The discovery of Mr. Owens has clearly revived the stock of Judas Priest, which recently signed with CMC International Records, a division of BMG headed by Tom Lipsky, who has made a career out of boosting sales of aging acts ranging from Pat Benatar to Lynyrd Skynyrd. 

This summer, Mr. Owens has been splitting his time between Akron and a studio near London, where he recorded the vocal tracks for ''Jugulator,'' Judas Priest's first album of new material in seven years. The album, which Mr. Tipton, a lead guitarist, describes as ''brutal, metal for the 90's,'' is scheduled for release around Halloween. 

Mr. Lipsky, who had heard about the new vocalist through a heavy metal promoter and flew to London in May to listen to tapes, says of the newcomer: ''Ripper is a blessing from above. He's got the power, the range, and he's down and dirty enough to sell it.'' 

Perhaps predictably, a spokesman for Rob Halford, the singer Mr. Owens replaced, is rather less complimentary. Mr. Halford's manager, John Baxter, described the revamped Judas Priest as ''silly and offending at the same time'' and added that it was particularly disturbing to hear members of the band say that Mr. Owens is the best singer Judas Priest ever had. 

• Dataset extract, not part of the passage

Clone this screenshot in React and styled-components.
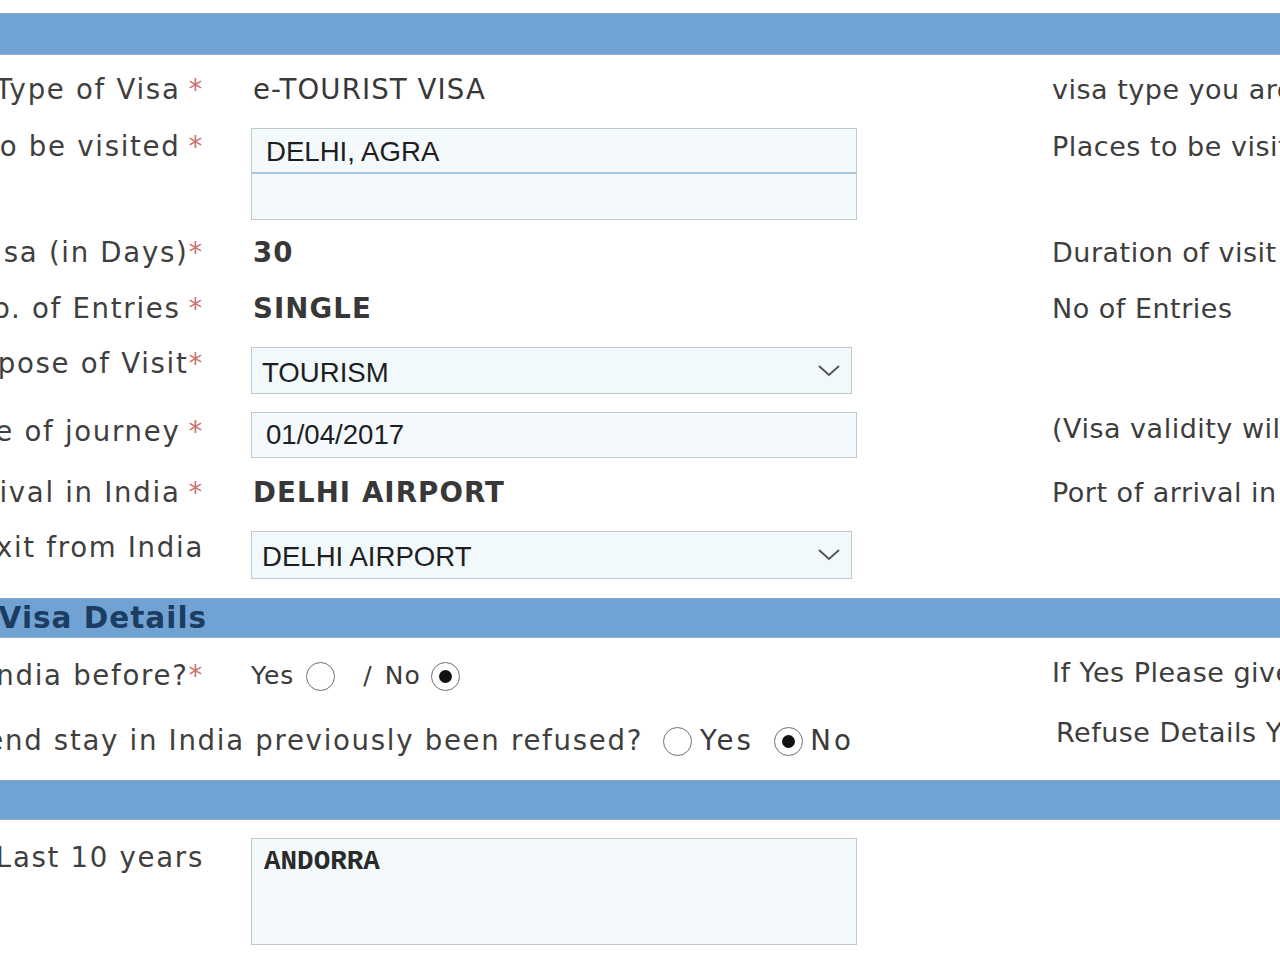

For his part, Mr. Owens expresses admiration for Mr. Halford, but he quickly shifts into talking about the future. Now that he has finished recording the new Judas Priest album, his transformation is almost complete. He still has his old band mates and other friends over for barbecues in the backyard in Kenmore. But his old mock Judas Priest costume of leather and studs is in the attic. ''I was just fitted for new gear,'' he said.